Thursday, September 8, 2011

Review: Forgotten

Forgotten, by Cat Patrick. The summary (from GoodReads):
Each night when 16 year-old London Lane goes to sleep, her whole world disappears. In the morning, all that's left is a note telling her about a day she can't remember. The whole scenario doesn't exactly make high school or dating that hot guy whose name she can't seem to recall any easier. But when London starts experiencing disturbing visions she can't make sense of, she realizes it's time to learn a little more about the past she keeps forgetting--before it destroys her future.
The premise for this book was fascinating, actually. Someone who can remember the future but not the past? Awesome. But it took me pretty much the entire book to figure out how London’s memory works. I was so confused for at least the first half of the book, because there’s not a part where London helpfully explains how her memory works and why it’s that way. And I’m still not sure I completely understand it--like, she doesn’t remember events from the past, but she does remember skills like how to do math or whatever. And she remembers most people in her life, but only because she recognizes them from the future. And she won’t remember the future memories from yesterday, unless she remembers them again. Or something like that. Seriously I was SO confused. I still am, kinda. No wonder London writes EVERYTHING down.
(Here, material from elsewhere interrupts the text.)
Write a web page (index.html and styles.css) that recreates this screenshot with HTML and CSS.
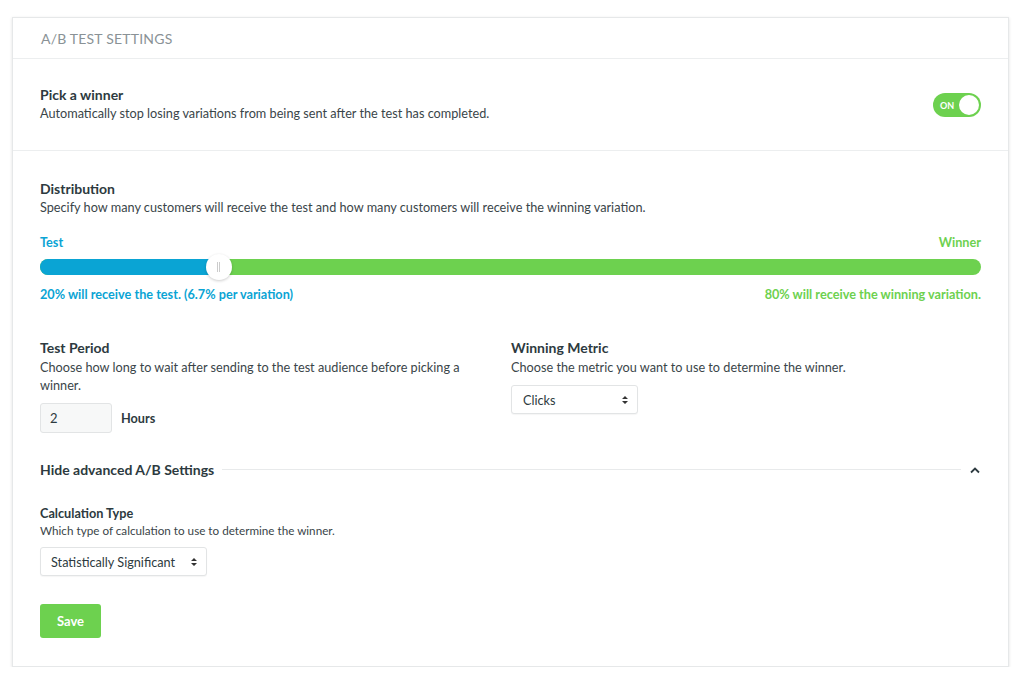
FILE: index.html
```html
<!DOCTYPE html>
<html>
<head>
<meta charset="utf-8">
<link rel="stylesheet" href="styles.css">
</head>
<body>
<div class="card">
  <div class="card-header">A/B TEST SETTINGS</div>
  <div class="section pick">
    <div class="pick-text">
      <div class="title">Pick a winner</div>
      <div class="desc">Automatically stop losing variations from being sent after the test has completed.</div>
    </div>
    <div class="toggle"><span class="toggle-label">ON</span><span class="knob"></span></div>
  </div>
  <div class="section dist">
    <div class="title">Distribution</div>
    <div class="desc">Specify how many customers will receive the test and how many customers will receive the winning variation.</div>
    <div class="slider-labels"><span class="blue">Test</span><span class="green">Winner</span></div>
    <div class="slider">
      <div class="slider-fill" style="width:19%"></div>
      <div class="thumb" style="left:19%"><span class="grip"></span></div>
    </div>
    <div class="slider-labels info"><span class="blue">20% will receive the test. (6.7% per variation)</span><span class="green">80% will receive the winning variation.</span></div>

    <div class="cols">
      <div class="col">
        <div class="title">Test Period</div>
        <div class="desc">Choose how long to wait after sending to the test audience before picking a winner.</div>
        <div class="period">
          <div class="input">2</div>
          <span class="unit">Hours</span>
        </div>
      </div>
      <div class="col">
        <div class="title">Winning Metric</div>
        <div class="desc">Choose the metric you want to use to determine the winner.</div>
        <div class="select metric"><span>Clicks</span>
          <svg class="updown" width="8" height="12" viewBox="0 0 8 12"><path d="M1 5 L4 2 L7 5 Z M1 7 L4 10 L7 7 Z" fill="#333"/></svg>
        </div>
      </div>
    </div>

    <div class="advanced">
      <span class="adv-title">Hide advanced A/B Settings</span>
      <span class="adv-line"></span>
      <svg class="chev" width="12" height="8" viewBox="0 0 12 8"><path d="M2 6.5 L6 2.5 L10 6.5" fill="none" stroke="#2d3a40" stroke-width="1.8"/></svg>
    </div>

    <div class="calc">
      <div class="title small">Calculation Type</div>
      <div class="desc small">Which type of calculation to use to determine the winner.</div>
      <div class="select calc-select"><span>Statistically Significant</span>
        <svg class="updown" width="8" height="12" viewBox="0 0 8 12"><path d="M1 5 L4 2 L7 5 Z M1 7 L4 10 L7 7 Z" fill="#333"/></svg>
      </div>
    </div>

    <button class="save">Save</button>
  </div>
</div>
</body>
</html>
```
FILE: styles.css
```css
* { box-sizing: border-box; }
body {
  margin: 0;
  background: #fff;
  font-family: Lato, "Open Sans", Arial, sans-serif;
  color: #2d3a40;
}
.card {
  margin: 17px 15px 0 12px;
  border: 1px solid #e6e8e9;
  box-shadow: 0 1px 3px rgba(0,0,0,0.12);
  background: #fff;
}
.card-header {
  height: 41px;
  padding: 0 28px;
  display: flex;
  align-items: center;
  font-size: 14px;
  letter-spacing: 0.2px;
  color: #8a9296;
  border-bottom: 1px solid #eceeef;
}
.section { padding: 0 27px; }
.pick {
  height: 92px;
  display: flex;
  align-items: center;
  justify-content: space-between;
  border-bottom: 1px solid #eceeef;
}
.title {
  font-size: 14px;
  font-weight: 700;
  color: #2d3a40;
  line-height: 18px;
}
.desc {
  font-size: 12.7px;
  color: #3a4549;
  line-height: 18px;
}
.pick .desc { line-height: 19px; }
.toggle {
  width: 48px;
  height: 24px;
  border-radius: 12px;
  background: #6dd14f;
  display: flex;
  align-items: center;
  justify-content: space-between;
  padding: 0 2px 0 7px;
  margin-top: 1px;
}
.toggle-label { color: #fff; font-size: 9px; font-weight: 700; }
.knob { width: 20px; height: 20px; border-radius: 50%; background: #fff; }
.dist { padding-top: 29px; padding-bottom: 28px; }
.slider-labels {
  display: flex;
  justify-content: space-between;
  font-size: 12.7px;
  font-weight: 700;
  margin-top: 18px;
}
.slider-labels.info { margin-top: 11px; }
.blue { color: #0aa4d4; }
.green { color: #6dd14f; }
.slider {
  position: relative;
  height: 16px;
  margin-top: 9px;
  background: #6dd14f;
  border-radius: 8px;
}
.slider-fill {
  height: 100%;
  background: #0aa4d4;
  border-radius: 8px 0 0 8px;
}
.thumb {
  position: absolute;
  top: -5px;
  width: 26px;
  height: 26px;
  margin-left: -13px;
  border-radius: 50%;
  background: #fff;
  box-shadow: 0 1px 3px rgba(0,0,0,0.2);
  display: flex;
  align-items: center;
  justify-content: center;
}
.grip { width: 3px; height: 10px; border-left: 1px solid #ccc; border-right: 1px solid #ccc; }
.cols {
  display: grid;
  grid-template-columns: 441px 1fr;
  gap: 30px;
  margin-top: 37px;
}
.col .desc { margin-top: 1px; }
.period { display: flex; align-items: center; gap: 9px; margin-top: 9px; }
.input {
  width: 72px;
  height: 30px;
  border: 1px solid #e2e4e5;
  border-radius: 3px;
  background: #f7f8f8;
  font-size: 13px;
  padding: 0 9px;
  display: flex;
  align-items: center;
}
.unit { font-size: 12.7px; font-weight: 700; }
.select {
  height: 29px;
  border: 1px solid #e2e4e5;
  border-radius: 3px;
  background: #fff;
  font-size: 12.7px;
  display: flex;
  align-items: center;
  justify-content: space-between;
  padding: 0 8px 0 11px;
  box-shadow: 0 1px 1px rgba(0,0,0,0.04);
}
.metric { width: 127px; margin-top: 9px; }
.advanced {
  display: flex;
  align-items: center;
  gap: 8px;
  margin-top: 28px;
}
.adv-title { font-size: 14px; font-weight: 700; }
.adv-line { flex: 1; height: 1px; background: #e8eaeb; }
.chev { margin-left: 0; }
.calc { margin-top: 26px; }
.title.small { font-size: 12.7px; }
.desc.small { font-size: 11.7px; line-height: 17px; }
.calc-select { width: 167px; margin-top: 8px; padding-left: 10px; }
.save {
  display: block;
  margin-top: 28px;
  width: 61px;
  height: 34px;
  border: none;
  border-radius: 3px;
  background: #6dd14f;
  color: #fff;
  font-family: inherit;
  font-size: 13px;
  font-weight: 700;
}
```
This book has a romance, but since London and Luke are together from almost the beginning of the book, there’s pretty much zero romantic tension. But I did think it was fascinating how because of a whole thing involving London not being able to remember Luke from the future, each day she wakes up essentially meeting her boyfriend for the first time. How weird would that be? But apparently between her notes and the fact that Luke’s a total hottie, London doesn’t mind the fact that she keeps forgetting him.

The only major issue I had with the book was that there wasn’t really an overall driving plotline to give the book tension and direction. It was mostly London working out stuff about her memories. I guess there were two plot lines--one involving a family mystery and one involving a friend in trouble--that kinda acted to give the book a sense of purpose, but I didn’t think either one was well-enough developed to give the book the definitive direction it needed.

But overall, I did end up enjoying the book. I was kinda confused for most of it, and the lack of a driving plotline made it seem to drag on at parts, but the concept was interesting enough to keep me reading. I don’t know if there’s going to be a sequel, but I probably wouldn’t pick it up if there was. However, I would pick up another book by this author, because she’s definitely creative and I liked the writing style.